Make This:

Stab Bound Journal

by Kris | 36 responses | 8 minute read

Make a hand bound journal with elaborate side stitching for yourself or as a gift. The stitching is a lot easier than it looks and is so much nicer to hold than a spiral bound edge.

Supplies and Equipment
– sharp utility knife and cutting surface BE VERY CAREFUL WITH THE SHARP BLADE
– rulers
– drill with 1/16th inch bit OR a small paper punch BE VERY CAREFUL WITH POWER TOOLS
– fancy cover paper – I used Cavallini Vintage Tickets Wrapping Paper – 20″ x 28″
– 1 sheet of 8.5×11 for endpapers (this can be fancy or the same paper as your pages)
– 10 sheets of 8.5×11 paper for pages
– 3 yards of embroidery floss
– mat board – I used Crescent No. 33 White & Cream Smooth Mat Board
Yes Stikflat Glue or other archival glue that leaves paper flat
– heavy object to use as a weight
– waxed paper
cutting/hole punch template – click here to download
– thin cotton or linen fabric (optional)
– needle with an eye large enough to fit embroidery floss
– brush for glue

 

I made sure all of my materials are archival so that I don’t have to worry about the book aging. This is, of course, up to you, but archival materials have become much more common than they used to be.

Cut 2 each of your cover paper, your mat board, and your end papers.
Cover Paper: 6.25 by 7.5 inches
Cover Board: .625 by 5.5 inches AND 3.5 by 5.5 inches
End Paper: 4 by 5.25 inches

 

Lightly mark the back of the cover paper 1 inch from the edge on all sides.

Feel free to skip this step, it’s done to help keep the fold on the covers strong through lots of use. Cut down the fabric to about 1 inch wide and 5.5 inches long. Fray the edges as shown on the right.

Use the YES paste to glue the fabric to the cover paper where the hinge will be. Place the fabric on a piece of waxed paper and brush the paste over it. Then apply the fabric to the paper.

Cover the fabric with waxed paper and put something heavy on it to let it dry flat. I use my copy of Gardener’s History of Art (Tenth Edition). It is the heaviest book I’ve ever held. Use books to make books!

Apply paste to the pieces of board and stick them onto the cover paper. Be sure to leave a .125 (1/8) inch gap between the boards. Cover with waxed paper and weight until dry.

Fold the corners of the cover paper back over the board, paste them in place. Make sure they’re folded back neatly.

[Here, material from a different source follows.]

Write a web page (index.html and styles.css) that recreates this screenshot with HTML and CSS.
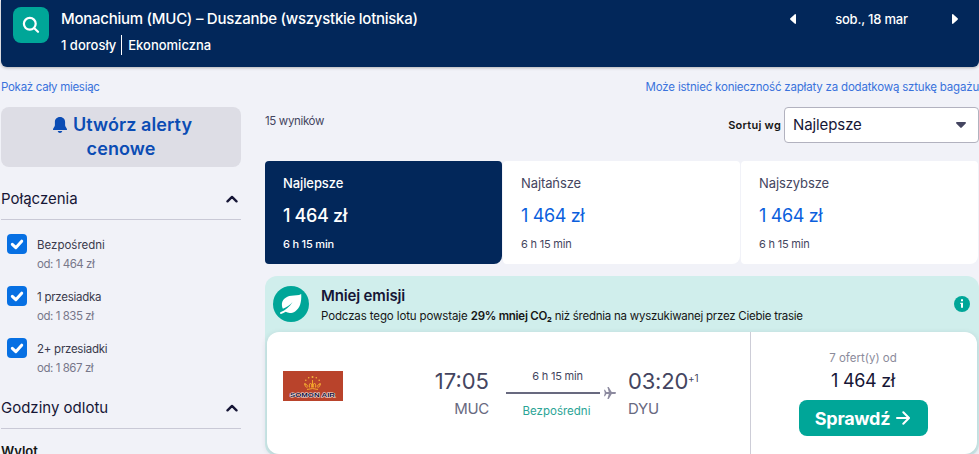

Fold the paper all the way around, making sure to work it gently to ensure a neat finish all the way around. When everything is creased the way you’d like it to be paste it down, cover in waxed paper and weight until dry (noticing a trend here?)

Paste the end paper down, then waxed paper, weight and dry, one last time. Once dry, double check that everything is really stuck down well, and re-paste anything that’s loose.

Cut down your pages to 4.25 by 5.5 (1/4 of an 8.5×11 sheet.) I cut down 10 sheets, which gave me 40 sheets/80 pages. I used a 65lb heavy paper/light card stock and my book is about 1/2 inch thick.

 

Planning to add pictures, ticket stubs, or other things to your book pages?

You can adjust for adding stuff to your pages really easily! For every sheet of paper going into the book, cut at least one piece that is 5.5 by .625 inches. These will stack in with the pages at the spine so that the spine is thicker. That way, when you add things to the pages the book won’t flare open. If you want a sheet of something (photo, print, ticket, etc) on every single page you’ll want 2 shim pieces per page. If you want to add thicker scrapbooking things you’ll probably want more shim pieces, just measure the thickness of what you’ll be adding and keep stacking shims until you have that much thickness. Alternate pages and shims when you punch your holes and bind them into the stitching.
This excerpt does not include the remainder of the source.